The UVI plan envisions a 100-acre Silicon Valley-type community on St. Croix where off-island high-tech businesses would hire up to 200 locals and improve the overall economy of the territory. A main feature of the park would be the proximity of two high-speed fiber-optic communication links –– Global Crossing and AT&T –– that run through the island.
In early October, Orville Kean, UVI president, said speedy approval of the proposal would ensure that top representatives from 40 to 50 of the nation’s leading tech universities and companies, such as Microsoft, Stanford, KPMG, AT&T, IBM, Deutsche Bank and Sun Microsystems, could attend a forum on the project in December.
But Sen. Adelbert Bryan, the committee chair, was adamant that language in the proposed bill identify St. Croix as the island where most of the activity will take place. Even though UVI is asking the government to reserve land for the technology park on St. Croix, he was skeptical.
"We say certain things on the record," Bryan said, "but the legislation looks different."
Dean Plaskett, commissioner of Planning and Natural Resources and chair of the Economic Development Authority, which would grant tax breaks to businesses setting up shop in the technology park, concurred with Bryan.
"I am glad to hear the focus of this project is St. Croix," Plaskett said, adding that he would like to see it formalized in writing.
Auguste Rimpel, chair of the UVI Board of Trustees, agreed that St. Croix should be the main focus but said St. Thomas shouldn’t be shut out. He said he wanted to collaborate on the effort.
"For God’s sake, let get this thing moving," Rimpel said in response to Bryan’s threat not to support the legislation if it didn’t specifically recognize St. Croix. "I hope it doesn’t become a turf thing."
The committee also took testimony on a bill that would require businesses receiving tax exemptions from the Economic Development Commission or exempted from excise taxes to establish retirement and welfare benefit plans for employees.
Plaskett was leery of the proposal, saying it could hinder the EDA in negotiations with prospective investors. He also said small EDA beneficiaries may be adversely affected by the cost.
"I think the appropriate way to handle this thing is on a case-by-case basis," Plaskett said. "We have no problem with major corporations. Small companies with 10 or less employees will be damaged."
Sen. Vargrave Richards agreed, saying certain demands can be imposed on larger businesses, but companies with two to 12 workers -– particularly start-up companies -– would be hurt.

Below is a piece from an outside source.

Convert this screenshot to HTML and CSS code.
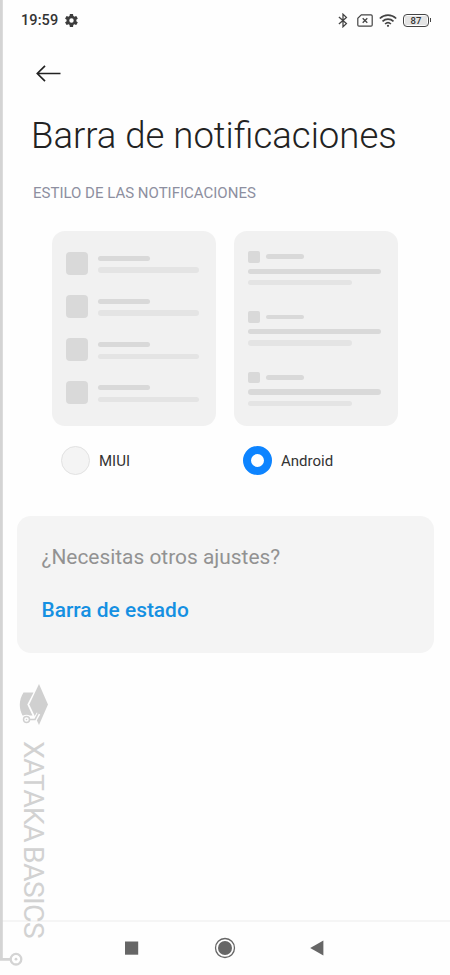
FILE: index.html
```html
<!DOCTYPE html>
<html lang="es">
<head>
<meta charset="utf-8">
<title>Barra de notificaciones</title>
<link rel="stylesheet" href="styles.css">
</head>
<body>
<div class="screen">
  <header class="status">
    <span class="clock">19:59</span>
    <svg class="gear" viewBox="2 2 20 20" width="13" height="13"><path fill="#3c3c3c" fill-rule="evenodd" d="M19.4 13a7.500 7.500 0 0 0 0-2l2.100-1.600a.5.500 0 0 0 .1-.6l-2-3.500a.5.500 0 0 0-.6-.2l-2.500 1a7.300 7.300 0 0 0-1.700-1l-.4-2.700a.5.500 0 0 0-.5-.4h-4a.5.500 0 0 0-.5.400L9 5.100a7.700 7.700 0 0 0-1.700 1l-2.500-1a.5.500 0 0 0-.6.200l-2 3.500a.5.500 0 0 0 .1.600L4.500 11a8 8 0 0 0 0 2l-2.200 1.600a.5.500 0 0 0-.1.600l2 3.500c.1.200.4.300.6.200l2.500-1a7.300 7.300 0 0 0 1.700 1l.4 2.700c0 .2.200.4.500.4h4c.2 0 .5-.2.500-.4l.4-2.700a7.700 7.700 0 0 0 1.700-1l2.500 1c.2.100.5 0 .6-.2l2-3.500a.5.500 0 0 0-.1-.6zM12 15.400a3.400 3.400 0 1 1 0-6.800 3.400 3.400 0 0 1 0 6.800z"/></svg>
    <div class="indicators">
      <svg width="10" height="15" viewBox="0 0 10 15" fill="none" stroke="#444" stroke-width="1.300"><path d="M.9 4 8.400 10.600 5 13.800V1.200L8.400 4.400.9 11"/></svg>
      <svg width="16" height="13" viewBox="0 0 16 13" fill="none" stroke="#444" stroke-width="1.200"><path d="M4.300.8H14a1.200 1.200 0 0 1 1.200 1.200v9a1.200 1.200 0 0 1-1.200 1.200H2A1.200 1.200 0 0 1 .8 11V4.300z"/><path d="m5.700 4.200 4.600 4.600m0-4.600L5.700 8.800" stroke-width="1.300"/></svg>
      <svg width="18" height="13" viewBox="0 0 18 13" fill="none" stroke="#444" stroke-width="1.700"><path d="M.8 4.500c4.700-4.400 11.700-4.400 16.400 0M3.500 7.400c3.200-3 7.800-3 11 0M6.100 10c1.700-1.600 4.100-1.600 5.800 0"/><circle cx="9" cy="11.800" r="1.100" fill="#444" stroke="none"/></svg>
      <span class="battery"><span class="cell">87</span></span>
    </div>
  </header>
  <svg class="back" width="26" height="18" viewBox="0 0 26 18" fill="none" stroke="#222" stroke-width="1.700"><path d="M24.500 9.500H1.500M9 1.800 1.300 9.500 9 17.200"/></svg>
  <h1 class="title">Barra de notificaciones</h1>
  <h2 class="section">ESTILO DE LAS NOTIFICACIONES</h2>

  <main class="styles">
    <div class="choice">
      <div class="preview miui">
        <div class="item"><i class="thumb"></i><div class="lines"><b></b><i></i></div></div>
        <div class="item"><i class="thumb"></i><div class="lines"><b></b><i></i></div></div>
        <div class="item"><i class="thumb"></i><div class="lines"><b></b><i></i></div></div>
        <div class="item"><i class="thumb"></i><div class="lines"><b></b><i></i></div></div>
      </div>
      <label class="option"><span class="radio"></span><span class="name">MIUI</span></label>
    </div>
    <div class="choice">
      <div class="preview android">
        <div class="note"><div class="head"><i></i><b></b></div><div class="long"></div><div class="short"></div></div>
        <div class="note"><div class="head"><i></i><b></b></div><div class="long"></div><div class="short"></div></div>
        <div class="note"><div class="head"><i></i><b></b></div><div class="long"></div><div class="short"></div></div>
      </div>
      <label class="option"><span class="radio checked"></span><span class="name">Android</span></label>
    </div>
  </main>

  <section class="more">
    <p class="question">¿Necesitas otros ajustes?</p>
    <a class="link">Barra de estado</a>
  </section>

  <nav class="navbar">
    <svg width="14" height="14"><path fill="#666" d="M0 .500h13.200v13.200H0z"/></svg>
    <svg width="22" height="22" viewBox="0 0 22 22"><circle cx="11" cy="11" r="9.500" fill="none" stroke="#666" stroke-width="1.300"/><circle cx="11" cy="11" r="7" fill="#666"/></svg>
    <svg width="14" height="16" viewBox="0 0 14 16"><path fill="#666" d="M.2 8 13.400.4v15.200z"/></svg>
  </nav>

  <div class="brand">
    <svg width="30" height="42" viewBox="0 0 30 42"><path fill="#d0d0d0" d="M4.500 8.500H14.500L8.300 20.500 13.500 31.500H3.500C-.5 24 0 15.500 4.500 8.500z"/><path fill="#d0d0d0" d="M20 0 29 20.500 20 41 10.300 20.500z"/><path fill="none" stroke="#fefefe" stroke-width="4" d="M8 35.500h8l3.500-6"/><circle cx="7.500" cy="35.500" r="4.800" fill="#fefefe"/><path fill="none" stroke="#d0d0d0" stroke-width="1.600" d="M10.500 35.500H16l3.300-6.500"/><circle cx="7.500" cy="35.500" r="3" fill="#fefefe" stroke="#d0d0d0" stroke-width="1.500"/><circle cx="7.500" cy="35.500" r=".8" fill="#d0d0d0"/></svg>
    <span class="wordmark">XATAKA BASICS</span>
  </div>
  <svg class="rail" width="24" height="975" viewBox="0 0 24 975"><path fill="#d4d4d4" d="M0 0h2.800v958H11v2.800H0z"/><circle cx="16" cy="959.200" r="5.300" fill="#fff" stroke="#d4d4d4" stroke-width="2.300"/><circle cx="16" cy="959.200" r="1.400" fill="#d4d4d4"/></svg>
</div>
</body>
</html>
```

FILE: styles.css
```css
* { box-sizing: border-box; }
body { margin: 0; background: #fff; font-family: Roboto, sans-serif; }
.screen { position: relative; width: 450px; height: 975px; overflow: hidden; background: #fefefe; display: flex; flex-direction: column; }

.status { height: 40px; padding: 0 18px 0 21px; display: flex; align-items: center; flex: none; }
.clock { font-size: 14.500px; font-weight: 500; color: #333; letter-spacing: .1px; line-height: 20px; padding-top: 1px; }
.gear { margin-left: 7px; }
.indicators { margin-left: auto; display: flex; align-items: center; }
.indicators svg:nth-child(1) { margin-right: 9px; }
.indicators svg:nth-child(2) { margin-right: 6px; }
.indicators svg:nth-child(3) { margin-right: 6px; }
.battery { position: relative; display: flex; width: 26px; height: 13px; margin-right: 3px; padding: 1px; border: 1.500px solid #444; border-radius: 4px; }
.battery::after { content: ""; position: absolute; right: -3px; top: 3px; width: 1.500px; height: 4px; background: #444; }
.cell { flex: 1; background: #e4e4e4; font-size: 9.500px; font-weight: 500; line-height: 9px; text-align: center; color: #333; }

.back { margin: 24px 0 0 36px; flex: none; }
.title { margin: 29px 0 0 31px; font-size: 36.500px; font-weight: 300; line-height: 50px; color: #222; white-space: nowrap; }
.section { margin: 22px 0 0 33px; font-size: 15px; font-weight: 400; line-height: 20px; color: #8d8fa0; white-space: nowrap; }

.styles { display: flex; gap: 18px; margin: 28px 0 0 52px; }
.choice { width: 164px; }
.preview { height: 195px; border-radius: 13px; background: #f1f1f1; }
.miui { padding: 21px 0 0 13.500px; display: flex; flex-direction: column; gap: 20.500px; }
.item { display: flex; gap: 9.500px; height: 22.600px; }
.thumb { width: 22.600px; border-radius: 4px; background: #d9d9d9; }
.lines { padding-top: 4px; }
.lines b, .lines i { display: block; height: 5.200px; border-radius: 3px; }
.lines b { width: 52.500px; background: #d9d9d9; }
.lines i { width: 101px; margin-top: 6.200px; background: #e4e4e4; }
.android { padding: 20px 0 0 14px; display: flex; flex-direction: column; gap: 25.800px; }
.note { height: 34.500px; }
.head { display: flex; align-items: center; gap: 6px; height: 11.500px; }
.head i { width: 11.500px; height: 11.500px; border-radius: 2px; background: #d9d9d9; }
.head b { width: 38.500px; height: 4.800px; border-radius: 3px; background: #d9d9d9; }
.long { width: 133px; height: 5.500px; margin-top: 6px; border-radius: 3px; background: #d9d9d9; }
.short { width: 103.500px; height: 5.200px; margin-top: 6.200px; border-radius: 3px; background: #e4e4e4; }
.option { display: flex; align-items: center; gap: 9px; height: 29px; margin: 20px 0 0 9px; }
.radio { width: 29px; height: 29px; border-radius: 50%; background: #f4f4f4; border: 1px solid #e2e2e2; }
.checked { border: 8px solid #0d84ff; background: #fff; }
.name { font-size: 15px; line-height: 20px; color: #333; padding-top: 1px; }

.more { margin: 41px 16.500px 0 16.500px; height: 137px; padding: 27px 25px; border-radius: 14px; background: #f4f4f4; }
.question { margin: 0; font-size: 20.900px; line-height: 28px; color: #929292; white-space: nowrap; }
.link { display: block; margin-top: 25px; font-size: 20.900px; font-weight: 500; line-height: 28px; color: #1590e2; }

.navbar { margin-top: auto; height: 55px; border-top: 2px solid #f5f5f5; padding: 0 126px 2px 125px; display: flex; align-items: center; justify-content: space-between; }

.brand { position: absolute; left: 19px; top: 684px; width: 30px; display: flex; flex-direction: column; align-items: center; gap: 15px; }
.wordmark { writing-mode: vertical-rl; font-size: 28.500px; letter-spacing: -.8px; word-spacing: -2px; line-height: 30px; margin-right: 2px; color: #d2d2d2; white-space: nowrap; }
.rail { position: absolute; left: 0; top: 0; }
```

"I think it means the death knell to the small businesses," Richards said.
Sen. Norma Pickard-Samuels, who sponsored the bill, disagreed. She said the proposal doesn’t limit the EDA in what it can negotiate with investors. "This is a minimum we want for our people," she said.
The bill was voted favorably and forwarded to the Rules Committee.
A bill to enact the Virgin Islands Economic and Employment Recovery Act will be heard Friday when the committee meets on St. Thomas.